What to do » Each line of the data that includes the string "page" is to be copied out.

[start of Material shown]

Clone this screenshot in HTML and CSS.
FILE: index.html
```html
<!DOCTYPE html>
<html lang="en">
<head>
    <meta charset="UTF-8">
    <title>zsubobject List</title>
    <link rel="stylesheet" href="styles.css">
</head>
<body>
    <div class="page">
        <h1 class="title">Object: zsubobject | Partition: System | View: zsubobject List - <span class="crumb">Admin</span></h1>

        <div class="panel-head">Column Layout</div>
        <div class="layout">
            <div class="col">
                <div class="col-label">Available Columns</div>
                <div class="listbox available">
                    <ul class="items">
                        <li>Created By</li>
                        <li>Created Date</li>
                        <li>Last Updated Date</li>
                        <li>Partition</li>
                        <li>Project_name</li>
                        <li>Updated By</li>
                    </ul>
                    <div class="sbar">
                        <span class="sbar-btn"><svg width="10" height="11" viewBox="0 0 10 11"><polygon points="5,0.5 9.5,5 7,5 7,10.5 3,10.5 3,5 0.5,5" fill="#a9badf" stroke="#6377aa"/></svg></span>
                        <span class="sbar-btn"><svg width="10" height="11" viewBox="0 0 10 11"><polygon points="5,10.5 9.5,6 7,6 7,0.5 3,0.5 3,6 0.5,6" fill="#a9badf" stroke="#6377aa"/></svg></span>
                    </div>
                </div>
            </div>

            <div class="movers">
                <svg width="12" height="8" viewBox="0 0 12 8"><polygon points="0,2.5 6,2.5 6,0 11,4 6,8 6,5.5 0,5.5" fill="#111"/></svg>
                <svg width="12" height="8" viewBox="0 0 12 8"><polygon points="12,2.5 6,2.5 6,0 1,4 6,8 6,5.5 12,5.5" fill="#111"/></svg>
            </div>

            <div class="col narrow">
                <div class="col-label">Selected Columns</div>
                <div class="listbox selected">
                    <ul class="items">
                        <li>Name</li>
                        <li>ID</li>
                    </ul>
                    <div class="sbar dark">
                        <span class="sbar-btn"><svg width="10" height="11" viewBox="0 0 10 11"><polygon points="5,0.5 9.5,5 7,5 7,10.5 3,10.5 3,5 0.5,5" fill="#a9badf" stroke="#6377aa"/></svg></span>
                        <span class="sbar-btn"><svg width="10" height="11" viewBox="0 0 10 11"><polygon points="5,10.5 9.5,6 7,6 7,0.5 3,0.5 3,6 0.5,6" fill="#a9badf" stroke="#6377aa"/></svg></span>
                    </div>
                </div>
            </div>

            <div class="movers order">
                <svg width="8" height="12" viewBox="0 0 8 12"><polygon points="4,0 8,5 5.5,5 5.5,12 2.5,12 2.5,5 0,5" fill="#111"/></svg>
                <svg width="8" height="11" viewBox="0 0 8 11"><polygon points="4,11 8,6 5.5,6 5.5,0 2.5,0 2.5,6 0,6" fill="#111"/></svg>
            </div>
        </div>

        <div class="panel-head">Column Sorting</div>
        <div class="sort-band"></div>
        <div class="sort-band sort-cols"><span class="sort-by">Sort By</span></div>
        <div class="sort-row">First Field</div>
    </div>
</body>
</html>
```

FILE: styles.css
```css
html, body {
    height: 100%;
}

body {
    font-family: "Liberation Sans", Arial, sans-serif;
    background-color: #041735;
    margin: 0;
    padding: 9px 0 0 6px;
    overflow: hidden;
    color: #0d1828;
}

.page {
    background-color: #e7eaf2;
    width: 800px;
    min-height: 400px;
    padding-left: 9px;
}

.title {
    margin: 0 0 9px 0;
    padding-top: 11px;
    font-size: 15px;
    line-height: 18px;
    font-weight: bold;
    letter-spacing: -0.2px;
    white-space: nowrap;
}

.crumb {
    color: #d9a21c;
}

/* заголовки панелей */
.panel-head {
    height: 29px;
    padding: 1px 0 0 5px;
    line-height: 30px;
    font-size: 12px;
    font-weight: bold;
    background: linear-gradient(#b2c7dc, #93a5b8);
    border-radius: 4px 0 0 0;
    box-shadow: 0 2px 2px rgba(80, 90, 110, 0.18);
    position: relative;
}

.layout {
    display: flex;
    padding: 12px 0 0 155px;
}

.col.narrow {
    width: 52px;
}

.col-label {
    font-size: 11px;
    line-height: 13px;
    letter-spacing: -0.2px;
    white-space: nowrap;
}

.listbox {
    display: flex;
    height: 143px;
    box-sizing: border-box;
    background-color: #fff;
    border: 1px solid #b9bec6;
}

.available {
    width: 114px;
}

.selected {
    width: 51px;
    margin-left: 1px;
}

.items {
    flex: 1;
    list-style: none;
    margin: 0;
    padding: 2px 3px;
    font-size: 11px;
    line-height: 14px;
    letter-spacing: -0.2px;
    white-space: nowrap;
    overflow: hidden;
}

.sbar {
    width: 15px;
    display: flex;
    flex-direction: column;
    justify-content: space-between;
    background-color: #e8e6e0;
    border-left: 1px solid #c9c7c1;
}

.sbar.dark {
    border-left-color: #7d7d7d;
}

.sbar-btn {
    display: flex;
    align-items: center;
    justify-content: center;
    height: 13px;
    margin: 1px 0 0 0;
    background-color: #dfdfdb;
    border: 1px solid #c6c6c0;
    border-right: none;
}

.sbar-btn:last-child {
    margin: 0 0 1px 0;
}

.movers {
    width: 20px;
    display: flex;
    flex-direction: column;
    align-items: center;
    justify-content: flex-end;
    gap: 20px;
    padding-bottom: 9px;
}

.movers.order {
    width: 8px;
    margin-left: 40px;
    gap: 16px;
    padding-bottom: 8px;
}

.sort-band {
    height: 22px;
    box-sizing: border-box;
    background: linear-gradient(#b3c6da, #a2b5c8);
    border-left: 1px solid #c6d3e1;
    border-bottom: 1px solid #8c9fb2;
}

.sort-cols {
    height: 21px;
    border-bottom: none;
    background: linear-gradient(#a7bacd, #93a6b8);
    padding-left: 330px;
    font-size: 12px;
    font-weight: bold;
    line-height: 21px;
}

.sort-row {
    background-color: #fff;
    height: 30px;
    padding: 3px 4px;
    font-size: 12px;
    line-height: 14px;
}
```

[end of Material shown]
[start of Material shown]

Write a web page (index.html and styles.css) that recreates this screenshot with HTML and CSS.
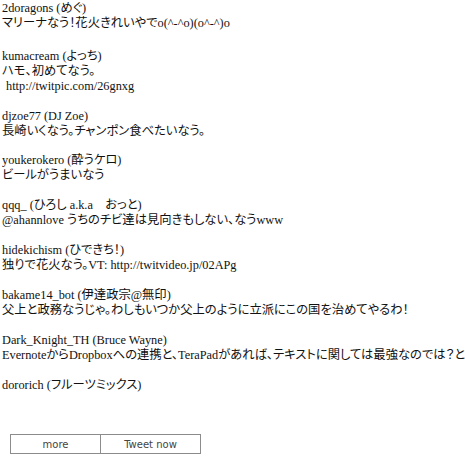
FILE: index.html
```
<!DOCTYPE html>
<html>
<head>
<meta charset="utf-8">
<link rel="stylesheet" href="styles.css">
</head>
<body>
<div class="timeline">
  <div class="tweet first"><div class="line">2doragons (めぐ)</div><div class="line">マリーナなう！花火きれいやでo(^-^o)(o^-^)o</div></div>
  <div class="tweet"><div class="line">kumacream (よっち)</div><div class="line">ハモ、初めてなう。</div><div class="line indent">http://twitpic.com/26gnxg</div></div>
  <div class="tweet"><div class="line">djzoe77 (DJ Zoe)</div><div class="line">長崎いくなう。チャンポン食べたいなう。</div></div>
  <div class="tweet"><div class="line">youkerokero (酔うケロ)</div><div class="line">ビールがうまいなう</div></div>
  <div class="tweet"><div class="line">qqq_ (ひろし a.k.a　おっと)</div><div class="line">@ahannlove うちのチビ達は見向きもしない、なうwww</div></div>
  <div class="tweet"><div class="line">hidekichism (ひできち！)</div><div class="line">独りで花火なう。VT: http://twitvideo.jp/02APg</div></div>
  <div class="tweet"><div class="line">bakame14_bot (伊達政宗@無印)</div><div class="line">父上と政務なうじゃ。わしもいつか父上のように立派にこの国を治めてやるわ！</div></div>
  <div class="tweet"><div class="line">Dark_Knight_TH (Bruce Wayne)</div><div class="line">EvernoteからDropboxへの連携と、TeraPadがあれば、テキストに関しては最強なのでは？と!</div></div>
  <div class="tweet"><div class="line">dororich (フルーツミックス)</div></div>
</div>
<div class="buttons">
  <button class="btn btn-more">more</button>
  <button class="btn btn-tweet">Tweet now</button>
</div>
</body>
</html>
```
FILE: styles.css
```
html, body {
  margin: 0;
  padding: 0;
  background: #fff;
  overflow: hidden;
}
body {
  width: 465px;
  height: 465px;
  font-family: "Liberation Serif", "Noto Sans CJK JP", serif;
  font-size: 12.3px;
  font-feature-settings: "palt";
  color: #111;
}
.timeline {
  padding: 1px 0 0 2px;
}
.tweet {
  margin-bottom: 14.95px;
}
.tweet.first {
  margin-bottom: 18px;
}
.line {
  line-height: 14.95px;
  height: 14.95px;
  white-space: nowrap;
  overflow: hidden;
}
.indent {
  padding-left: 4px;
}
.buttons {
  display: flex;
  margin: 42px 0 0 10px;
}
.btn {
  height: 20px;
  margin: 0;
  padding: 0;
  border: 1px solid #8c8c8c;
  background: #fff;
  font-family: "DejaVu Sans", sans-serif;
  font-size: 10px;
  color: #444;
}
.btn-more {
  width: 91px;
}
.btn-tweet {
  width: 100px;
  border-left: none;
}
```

[end of Material shown]

Finished exercise »
    <div class="page">
.page {
Write a web page (index.html and styles.css) that recreates this screenshot with HTML and CSS.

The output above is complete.